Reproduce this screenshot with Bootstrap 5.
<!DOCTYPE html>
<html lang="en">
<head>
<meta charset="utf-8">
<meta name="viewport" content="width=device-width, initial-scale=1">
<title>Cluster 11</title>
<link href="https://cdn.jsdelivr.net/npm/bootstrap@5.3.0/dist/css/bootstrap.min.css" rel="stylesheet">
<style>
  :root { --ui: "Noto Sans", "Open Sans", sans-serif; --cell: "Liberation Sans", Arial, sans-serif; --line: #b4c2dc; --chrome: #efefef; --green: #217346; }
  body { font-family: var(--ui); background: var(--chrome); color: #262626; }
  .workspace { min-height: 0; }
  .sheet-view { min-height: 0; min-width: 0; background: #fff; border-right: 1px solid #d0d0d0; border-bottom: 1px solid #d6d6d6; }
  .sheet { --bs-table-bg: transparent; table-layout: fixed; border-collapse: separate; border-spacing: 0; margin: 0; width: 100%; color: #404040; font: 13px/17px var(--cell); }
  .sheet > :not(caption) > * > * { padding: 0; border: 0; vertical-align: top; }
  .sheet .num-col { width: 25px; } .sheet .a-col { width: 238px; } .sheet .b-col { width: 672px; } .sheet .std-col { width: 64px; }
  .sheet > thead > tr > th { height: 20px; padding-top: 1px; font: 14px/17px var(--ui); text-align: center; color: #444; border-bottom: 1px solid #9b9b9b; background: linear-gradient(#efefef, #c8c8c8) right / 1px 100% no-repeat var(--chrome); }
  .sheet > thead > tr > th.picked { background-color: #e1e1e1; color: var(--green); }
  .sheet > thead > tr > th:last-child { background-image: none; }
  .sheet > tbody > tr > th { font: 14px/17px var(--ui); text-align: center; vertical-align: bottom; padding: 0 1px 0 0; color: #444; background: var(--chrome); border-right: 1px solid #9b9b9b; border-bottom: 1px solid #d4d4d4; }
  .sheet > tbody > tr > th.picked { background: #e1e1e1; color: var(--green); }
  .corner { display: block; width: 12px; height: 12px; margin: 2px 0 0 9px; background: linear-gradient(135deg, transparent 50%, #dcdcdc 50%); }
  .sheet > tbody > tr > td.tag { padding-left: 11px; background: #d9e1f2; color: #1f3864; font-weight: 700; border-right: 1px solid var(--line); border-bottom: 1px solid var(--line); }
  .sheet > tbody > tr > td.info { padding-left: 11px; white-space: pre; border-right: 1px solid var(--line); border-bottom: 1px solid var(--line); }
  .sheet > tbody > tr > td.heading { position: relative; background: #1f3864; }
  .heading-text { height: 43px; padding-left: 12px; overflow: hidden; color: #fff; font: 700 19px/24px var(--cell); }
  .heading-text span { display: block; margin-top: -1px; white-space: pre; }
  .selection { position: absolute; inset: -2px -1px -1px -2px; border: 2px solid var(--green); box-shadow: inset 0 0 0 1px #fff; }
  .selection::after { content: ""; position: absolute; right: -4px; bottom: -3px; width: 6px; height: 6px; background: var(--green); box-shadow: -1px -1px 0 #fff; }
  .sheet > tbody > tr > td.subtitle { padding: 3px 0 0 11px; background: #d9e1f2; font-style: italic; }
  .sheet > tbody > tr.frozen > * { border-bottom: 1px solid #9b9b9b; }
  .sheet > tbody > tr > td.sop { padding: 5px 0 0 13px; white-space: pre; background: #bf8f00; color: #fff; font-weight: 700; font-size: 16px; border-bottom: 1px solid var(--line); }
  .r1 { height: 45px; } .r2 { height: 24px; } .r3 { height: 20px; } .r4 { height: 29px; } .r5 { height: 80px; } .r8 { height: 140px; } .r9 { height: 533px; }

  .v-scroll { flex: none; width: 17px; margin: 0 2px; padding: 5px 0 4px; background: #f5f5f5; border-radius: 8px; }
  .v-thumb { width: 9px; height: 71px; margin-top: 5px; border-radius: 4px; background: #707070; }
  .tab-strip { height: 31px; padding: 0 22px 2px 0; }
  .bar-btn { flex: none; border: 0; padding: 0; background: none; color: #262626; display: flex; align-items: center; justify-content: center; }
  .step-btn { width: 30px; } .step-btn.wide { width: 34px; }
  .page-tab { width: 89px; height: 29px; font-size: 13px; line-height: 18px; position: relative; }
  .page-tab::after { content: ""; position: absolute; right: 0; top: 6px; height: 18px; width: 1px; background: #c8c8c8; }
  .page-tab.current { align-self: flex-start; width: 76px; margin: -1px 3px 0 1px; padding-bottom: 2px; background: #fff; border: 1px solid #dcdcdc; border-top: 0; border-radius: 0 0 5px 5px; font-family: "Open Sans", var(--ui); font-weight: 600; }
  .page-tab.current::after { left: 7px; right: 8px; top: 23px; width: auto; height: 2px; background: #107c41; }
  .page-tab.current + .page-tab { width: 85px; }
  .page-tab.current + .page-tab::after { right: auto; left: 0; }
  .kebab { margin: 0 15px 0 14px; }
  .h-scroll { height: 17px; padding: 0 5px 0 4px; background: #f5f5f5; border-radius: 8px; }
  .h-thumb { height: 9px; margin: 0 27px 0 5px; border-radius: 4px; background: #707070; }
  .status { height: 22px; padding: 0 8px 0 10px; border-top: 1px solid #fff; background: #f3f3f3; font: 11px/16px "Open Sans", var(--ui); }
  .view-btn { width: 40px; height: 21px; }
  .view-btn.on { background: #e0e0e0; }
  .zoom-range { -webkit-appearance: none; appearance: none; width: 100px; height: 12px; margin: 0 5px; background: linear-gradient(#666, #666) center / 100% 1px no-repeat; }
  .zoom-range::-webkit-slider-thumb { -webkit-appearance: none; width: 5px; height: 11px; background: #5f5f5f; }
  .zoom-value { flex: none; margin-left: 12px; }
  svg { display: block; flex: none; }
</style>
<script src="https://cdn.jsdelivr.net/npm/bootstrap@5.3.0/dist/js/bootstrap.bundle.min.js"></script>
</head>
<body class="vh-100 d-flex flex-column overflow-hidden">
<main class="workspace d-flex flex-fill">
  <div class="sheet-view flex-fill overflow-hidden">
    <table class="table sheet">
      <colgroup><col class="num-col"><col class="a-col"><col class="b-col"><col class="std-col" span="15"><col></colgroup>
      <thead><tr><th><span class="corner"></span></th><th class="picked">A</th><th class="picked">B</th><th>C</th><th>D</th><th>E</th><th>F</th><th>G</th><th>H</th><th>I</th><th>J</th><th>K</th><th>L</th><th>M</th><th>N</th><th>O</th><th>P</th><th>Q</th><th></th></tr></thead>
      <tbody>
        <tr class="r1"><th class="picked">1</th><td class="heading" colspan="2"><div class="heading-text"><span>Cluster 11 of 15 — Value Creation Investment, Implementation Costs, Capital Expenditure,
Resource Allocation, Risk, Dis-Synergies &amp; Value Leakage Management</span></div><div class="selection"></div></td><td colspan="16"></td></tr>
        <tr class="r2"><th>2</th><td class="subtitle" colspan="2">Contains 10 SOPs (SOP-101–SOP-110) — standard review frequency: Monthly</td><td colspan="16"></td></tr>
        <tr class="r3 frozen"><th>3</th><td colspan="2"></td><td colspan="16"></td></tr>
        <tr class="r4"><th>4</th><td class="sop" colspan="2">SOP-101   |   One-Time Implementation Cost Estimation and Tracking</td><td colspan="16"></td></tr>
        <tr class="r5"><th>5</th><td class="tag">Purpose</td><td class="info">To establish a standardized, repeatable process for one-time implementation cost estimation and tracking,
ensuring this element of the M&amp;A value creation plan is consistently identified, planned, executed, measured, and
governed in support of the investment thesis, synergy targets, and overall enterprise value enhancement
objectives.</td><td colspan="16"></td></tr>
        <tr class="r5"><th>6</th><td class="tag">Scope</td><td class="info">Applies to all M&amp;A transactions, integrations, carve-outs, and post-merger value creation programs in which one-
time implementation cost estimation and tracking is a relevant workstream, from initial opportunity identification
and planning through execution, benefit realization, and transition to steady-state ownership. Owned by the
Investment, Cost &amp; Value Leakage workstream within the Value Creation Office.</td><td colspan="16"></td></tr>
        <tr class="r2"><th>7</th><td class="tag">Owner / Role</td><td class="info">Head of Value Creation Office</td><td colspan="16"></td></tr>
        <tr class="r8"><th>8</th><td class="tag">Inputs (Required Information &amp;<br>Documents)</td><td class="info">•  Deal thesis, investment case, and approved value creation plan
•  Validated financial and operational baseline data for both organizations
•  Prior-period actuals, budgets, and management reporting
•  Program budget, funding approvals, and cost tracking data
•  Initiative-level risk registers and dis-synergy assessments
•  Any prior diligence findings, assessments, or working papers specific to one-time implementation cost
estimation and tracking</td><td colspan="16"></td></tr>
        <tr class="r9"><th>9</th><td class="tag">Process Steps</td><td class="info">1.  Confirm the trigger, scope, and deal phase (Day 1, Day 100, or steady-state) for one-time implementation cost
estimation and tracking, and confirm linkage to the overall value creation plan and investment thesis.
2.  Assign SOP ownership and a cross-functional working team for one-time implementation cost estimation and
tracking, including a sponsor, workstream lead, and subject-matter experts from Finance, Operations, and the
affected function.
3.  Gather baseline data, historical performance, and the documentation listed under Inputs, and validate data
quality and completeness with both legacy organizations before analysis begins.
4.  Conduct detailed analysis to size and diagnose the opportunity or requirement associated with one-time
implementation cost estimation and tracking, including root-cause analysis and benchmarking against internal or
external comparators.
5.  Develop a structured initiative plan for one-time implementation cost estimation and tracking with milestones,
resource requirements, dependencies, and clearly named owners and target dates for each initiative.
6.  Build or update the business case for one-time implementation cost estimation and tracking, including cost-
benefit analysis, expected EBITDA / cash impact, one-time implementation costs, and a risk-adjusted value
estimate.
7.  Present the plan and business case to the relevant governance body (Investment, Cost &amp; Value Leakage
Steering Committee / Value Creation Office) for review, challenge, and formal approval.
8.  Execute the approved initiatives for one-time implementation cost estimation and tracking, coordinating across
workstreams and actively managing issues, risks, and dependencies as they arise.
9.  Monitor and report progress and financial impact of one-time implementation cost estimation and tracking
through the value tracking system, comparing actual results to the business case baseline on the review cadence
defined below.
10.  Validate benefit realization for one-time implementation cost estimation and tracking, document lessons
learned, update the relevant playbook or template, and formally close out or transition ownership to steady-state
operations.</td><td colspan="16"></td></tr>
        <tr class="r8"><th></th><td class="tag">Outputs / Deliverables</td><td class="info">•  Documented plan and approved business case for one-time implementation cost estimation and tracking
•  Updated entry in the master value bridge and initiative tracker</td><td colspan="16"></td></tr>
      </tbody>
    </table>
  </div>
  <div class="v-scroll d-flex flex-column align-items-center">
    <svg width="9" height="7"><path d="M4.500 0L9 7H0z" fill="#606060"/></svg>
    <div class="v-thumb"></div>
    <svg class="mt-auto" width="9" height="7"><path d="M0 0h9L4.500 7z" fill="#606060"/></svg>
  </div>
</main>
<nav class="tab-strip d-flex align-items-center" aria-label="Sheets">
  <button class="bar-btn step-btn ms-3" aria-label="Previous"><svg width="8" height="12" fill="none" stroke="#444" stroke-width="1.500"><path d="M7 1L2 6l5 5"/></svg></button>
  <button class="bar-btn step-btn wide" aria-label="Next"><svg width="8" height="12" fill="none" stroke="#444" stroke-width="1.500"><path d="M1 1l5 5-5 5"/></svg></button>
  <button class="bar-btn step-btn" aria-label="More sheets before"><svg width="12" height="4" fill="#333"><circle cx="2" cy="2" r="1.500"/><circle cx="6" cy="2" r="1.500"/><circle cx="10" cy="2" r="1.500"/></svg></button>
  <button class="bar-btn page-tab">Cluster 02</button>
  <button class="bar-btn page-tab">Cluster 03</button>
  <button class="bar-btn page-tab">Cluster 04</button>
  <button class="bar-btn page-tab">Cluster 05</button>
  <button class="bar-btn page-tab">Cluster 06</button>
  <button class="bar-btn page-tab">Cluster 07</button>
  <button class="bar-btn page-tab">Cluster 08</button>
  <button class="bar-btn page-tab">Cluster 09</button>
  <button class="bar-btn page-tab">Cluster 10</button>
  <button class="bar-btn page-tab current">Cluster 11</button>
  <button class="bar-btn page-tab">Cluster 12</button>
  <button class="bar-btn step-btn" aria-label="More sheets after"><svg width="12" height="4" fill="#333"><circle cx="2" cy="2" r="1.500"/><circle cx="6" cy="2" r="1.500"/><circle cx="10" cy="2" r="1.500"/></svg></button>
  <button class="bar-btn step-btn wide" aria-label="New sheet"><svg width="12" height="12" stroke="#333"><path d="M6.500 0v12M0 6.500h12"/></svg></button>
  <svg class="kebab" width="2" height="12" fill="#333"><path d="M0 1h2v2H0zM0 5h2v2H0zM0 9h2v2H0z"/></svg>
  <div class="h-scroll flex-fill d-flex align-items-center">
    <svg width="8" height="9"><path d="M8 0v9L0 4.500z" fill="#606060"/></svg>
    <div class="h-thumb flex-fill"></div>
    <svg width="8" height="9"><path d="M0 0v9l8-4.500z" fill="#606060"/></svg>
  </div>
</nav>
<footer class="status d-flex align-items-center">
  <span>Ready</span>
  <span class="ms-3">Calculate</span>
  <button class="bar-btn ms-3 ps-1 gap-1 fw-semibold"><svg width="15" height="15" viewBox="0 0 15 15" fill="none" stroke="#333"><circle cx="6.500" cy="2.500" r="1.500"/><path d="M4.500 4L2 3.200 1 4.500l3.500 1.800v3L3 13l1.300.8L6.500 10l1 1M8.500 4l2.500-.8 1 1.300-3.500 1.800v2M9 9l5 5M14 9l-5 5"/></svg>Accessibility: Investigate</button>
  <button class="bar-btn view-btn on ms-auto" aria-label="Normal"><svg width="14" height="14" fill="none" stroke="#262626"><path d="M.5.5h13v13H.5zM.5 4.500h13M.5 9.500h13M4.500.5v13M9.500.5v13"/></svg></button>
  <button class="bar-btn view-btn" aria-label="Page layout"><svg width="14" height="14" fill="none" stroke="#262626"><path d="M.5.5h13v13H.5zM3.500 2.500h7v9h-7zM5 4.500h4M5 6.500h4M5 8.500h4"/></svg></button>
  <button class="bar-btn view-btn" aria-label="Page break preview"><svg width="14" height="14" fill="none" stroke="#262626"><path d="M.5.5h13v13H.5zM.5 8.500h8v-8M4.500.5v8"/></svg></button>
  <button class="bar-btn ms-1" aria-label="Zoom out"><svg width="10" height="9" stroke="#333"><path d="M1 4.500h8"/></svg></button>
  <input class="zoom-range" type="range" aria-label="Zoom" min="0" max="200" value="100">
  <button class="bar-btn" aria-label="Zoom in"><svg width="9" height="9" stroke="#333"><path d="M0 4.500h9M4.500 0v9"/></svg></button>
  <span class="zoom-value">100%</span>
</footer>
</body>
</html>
§
Pull out every line above that holds the word "this".

WORKED ANSWER:
Reproduce this screenshot with Bootstrap 5.
ensuring this element of the M&amp;A value creation plan is consistently identified, planned, executed, measured, and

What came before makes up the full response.